Wer mehr wissen will über unseren Ort und seine Geschichte der Sprung ins Heute und Hier: Standardwerk zu Lienzingen ist das Ortsbuch, erschienenen im Jahr 2016 zum 1250-Jahr-Jubiläum der ersten urkundlichen Erwähnung des Dorfes im Verlag Regionalkultur, herausgegebenen von dem Historiker Professor Dr. Konrad Dussel unter dem Titel „Altes Haufendorf, moderne Gemeinde“ (ISBN: 978-3-89735-962-8, fester Einband, 304 Seiten mit 219 farbigen Abbildungen, Preis 19,90 Euro). Gleichzeitig ist das Werk Band 8 der Beiträge zur Geschichte der Stadt Mühlacker, verantwortet vom Stadtarchiv Mühlacker. Die breite Palette an wirtschaftlichen, politischen und sozialen Faktoren, die das Leben der Dorfbevölkerung an dem wichtigen Fernstraßenplatz Lienzingen im Lauf der Jahrhunderte ausmachten, wird hier aufgefächert. Dabei kommen die Besonderheiten der beiden Kirchen, Lienzingens Eigenschaft als Etterdorf und eine „Blutegelzuchtanlage“ ebenso zur Sprache wie die Brauerei Schneider, die verlorene Unabhängigkeit und das Vereinsleben. Ein buntes Bild im wahrsten Sinne des Wortes bietet dieses Werk, ist es doch erstmals durchgehend farbig illustriert und gewohnt unterhaltsam, aber wissenschaftlich fundiert geschrieben.
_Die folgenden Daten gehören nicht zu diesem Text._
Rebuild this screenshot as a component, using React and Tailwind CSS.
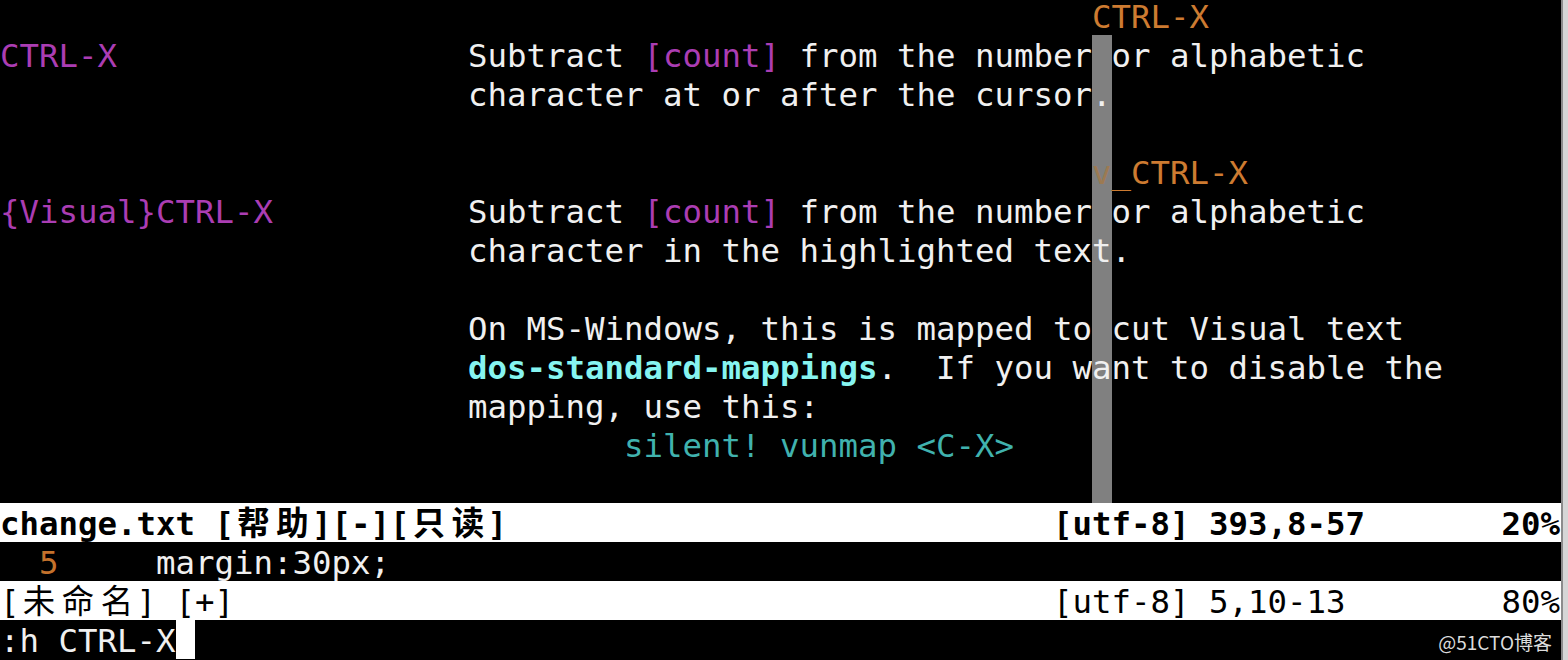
const BAR_COL = 56;

const tones = {
  fg: "text-[#f0f0f0]",
  purple: "text-[#ab3db3]",
  orange: "text-[#cd7b31]",
  hidden: "text-[#9c7a52]",
  link: "font-bold text-[#86f4f0]",
  teal: "text-[#40b2ae]",
  lnr: "text-[#c4722c]",
  status: "",
};

const sp = (n) => " ".repeat(n);

const body = [
  { segs: [[sp(56)], ["CTRL-X", "orange"]] },
  {
    bar: true,
    segs: [["CTRL-X", "purple"], [sp(18) + "Subtract "], ["[count]", "purple"], [" from the number or alphabetic"]],
  },
  { bar: true, segs: [[sp(24) + "character at or after the cursor."]] },
  { bar: true, segs: [] },
  { bar: true, segs: [[sp(56)], ["v", "hidden"], ["_CTRL-X", "orange"]] },
  {
    bar: true,
    segs: [["{Visual}CTRL-X", "purple"], [sp(10) + "Subtract "], ["[count]", "purple"], [" from the number or alphabetic"]],
  },
  { bar: true, segs: [[sp(24) + "character in the highlighted text."]] },
  { bar: true, segs: [] },
  { bar: true, segs: [[sp(24) + "On MS-Windows, this is mapped to cut Visual text"]] },
  { bar: true, segs: [[sp(24)], ["dos-standard-mappings", "link"], [".  If you want to disable the"]] },
  { bar: true, segs: [[sp(24) + "mapping, use this:"]] },
  { bar: true, segs: [[sp(32)], ["silent! vunmap <C-X>", "teal"]] },
  { bar: true, segs: [] },
];

const isWide = (ch) => ch.charCodeAt(0) > 0x2e80;

function Row({ segs, bar = false, base = "", cursorAt = -1 }) {
  const parts = [];
  let col = 0;
  let buf = null;
  const flush = () => {
    if (buf) parts.push(buf);
    buf = null;
  };
  const push = (ch, tone) => {
    if (isWide(ch)) {
      flush();
      parts.push({ kind: "wide", text: ch, tone });
      col += 2;
      return;
    }
    if ((bar && col === BAR_COL) || col === cursorAt) {
      flush();
      parts.push({ kind: col === cursorAt ? "cursor" : "bar", text: ch, tone });
      col += 1;
      return;
    }
    if (buf && buf.tone === tone) buf.text += ch;
    else {
      flush();
      buf = { kind: "run", text: ch, tone };
    }
    col += 1;
  };

  segs.forEach(([text, tone = "fg"]) => {
    for (const ch of text) push(ch, tone);
  });
  while ((bar && col <= BAR_COL) || col <= cursorAt) push(" ", "fg");
  flush();

  // line box is a bit taller than the row so glyphs sit ~2px lower, clipped at 39px
  return (
    <div className={`h-[39px] overflow-hidden whitespace-pre leading-[43px] ${base}`}>
      {parts.map((p, i) => {
        const tone = tones[p.tone] ?? "";
        if (p.kind === "wide")
          return (
            <span key={i} className={`inline-block w-[39px] text-center ${tone}`}>
              {p.text}
            </span>
          );
        if (p.kind === "bar")
          return (
            <span key={i} className={`inline-block w-[19.5px] bg-[#808080] ${tone}`}>
              {p.text}
            </span>
          );
        if (p.kind === "cursor")
          return (
            <span key={i} className="inline-block w-[19.5px] bg-white text-black">
              {p.text}
            </span>
          );
        return (
          <span key={i} className={tone}>
            {p.text}
          </span>
        );
      })}
    </div>
  );
}

function StatusRow({ left, pos, pct, bold }) {
  const width = (s) => [...s].reduce((n, ch) => n + (isWide(ch) ? 2 : 1), 0);
  const text = left + sp(54 - width(left)) + pos + sp(23 - pos.length) + pct;
  return (
    <Row
      segs={[[text, "status"]]}
      base={`bg-white text-black ${bold ? "font-bold" : ""}`}
    />
  );
}

export default function App() {
  return (
    <div className="relative flex h-[660px] w-[1568px] overflow-hidden bg-black font-['DejaVu_Sans_Mono','Noto_Sans_CJK_SC',monospace] text-[32.4px]">
      <div className="w-[1561px] overflow-hidden">
        <div className="-mt-1 flex flex-col">
          {body.map((r, i) => (
            <Row key={i} segs={r.segs} bar={r.bar} />
          ))}
          <StatusRow left="change.txt [帮助][-][只读]" pos="[utf-8] 393,8-57" pct="20%" bold />
          <Row segs={[["  "], ["5", "lnr"], [sp(5) + "margin:30px;"]]} />
          <StatusRow left="[未命名] [+]" pos="[utf-8] 5,10-13" pct="80%" />
          <Row segs={[[":h CTRL-X"]]} cursorAt={9} />
        </div>
      </div>
      <div className="w-[7px] border-l-2 border-[#8c8c8c] bg-[#d6d6d6]" />

      <span className="absolute right-[16px] bottom-[9px] font-['Noto_Sans_CJK_SC',sans-serif] text-[19px] leading-none text-[#dcdcdc]">
        @51CTO博客
      </span>
    </div>
  );
}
Sozusagen das Vorgängerwerk, gleichzeitig erstes Heimatbuch von Lienzingen, war die 1970 im Auftrag der damals noch selbstständigen Gemeinde gedruckte Arbeit des pensionierten Oberschulrats Friedrich Wißmann aus Mühlacker. Der rote Einband ist quasi Erkennungsmerkmal des 367 Seiten starken Buches. Der seinerzeitige Bürgermeister Richard Allmendinger beleuchtete darin die Nachkriegsgeschichte des Ortes, der bei seinem Amtsantritt 1947 knapp tausend Einwohner zählte und bei der Eingemeindung 1975 fast 1800. Der Gemeinderat der damals selbstständigen Kommune Lienzingen unterstützte bei einer Sitzung im Februar 1970, dass Wißmann das sehr umfangreiche Manuskript um 100 Seiten gekürzt habe, um die Kosten zu begrenzen. Die Auflage wurde auf 500 Exemplare festgelegt und Angebote von Verlagen eingeholt (STAM, Li B 328, S. 6). Das Ortsbuch aus dem Verlag Walter in Ludwigsburg kann ausgeliehen werden in der Stadtbibliothek, gibt es hin und da aber auch im Antiquariat. Verlangt werden bis zu 60 Euro. Einfach Googeln!
Speziell Lienzingens Markenzeichen als Fachwerkdorf brachte dem Stadtteil eine großartige Darstellung im Buch „Fachwerk im Enzkreis“ von Jeff Klotz. Gleich auf der inneren Aufschlagseite findet sich eine hübsche Aufnahme des bekannten und beliebten Motivs aus Peterskirche, Brücke und altem Schulhaus (jetzt Café Kirchenburg). Es ist Teil einer kleinen Auswahl bedeutender Fachwerkbauten im Enzkreis - ein Bildband, mit zwei Kapiteln über das Etterdorf, das vorgestellt wird mit einer besonders wichtigen Information: Lienzingen sei das Rothenburg an der Enz, es gehöre zu den malerischsten Fachwerkdörfern im Südwesten. Erschienen im Verlag J. S. Klotz, herausgegeben vom Enzkreis, ISBN 978-3-948424-67-1, fester Einband mit Fadenheftung, 143 Seiten, 40 Abbildungen, Preis 29,90 Euro.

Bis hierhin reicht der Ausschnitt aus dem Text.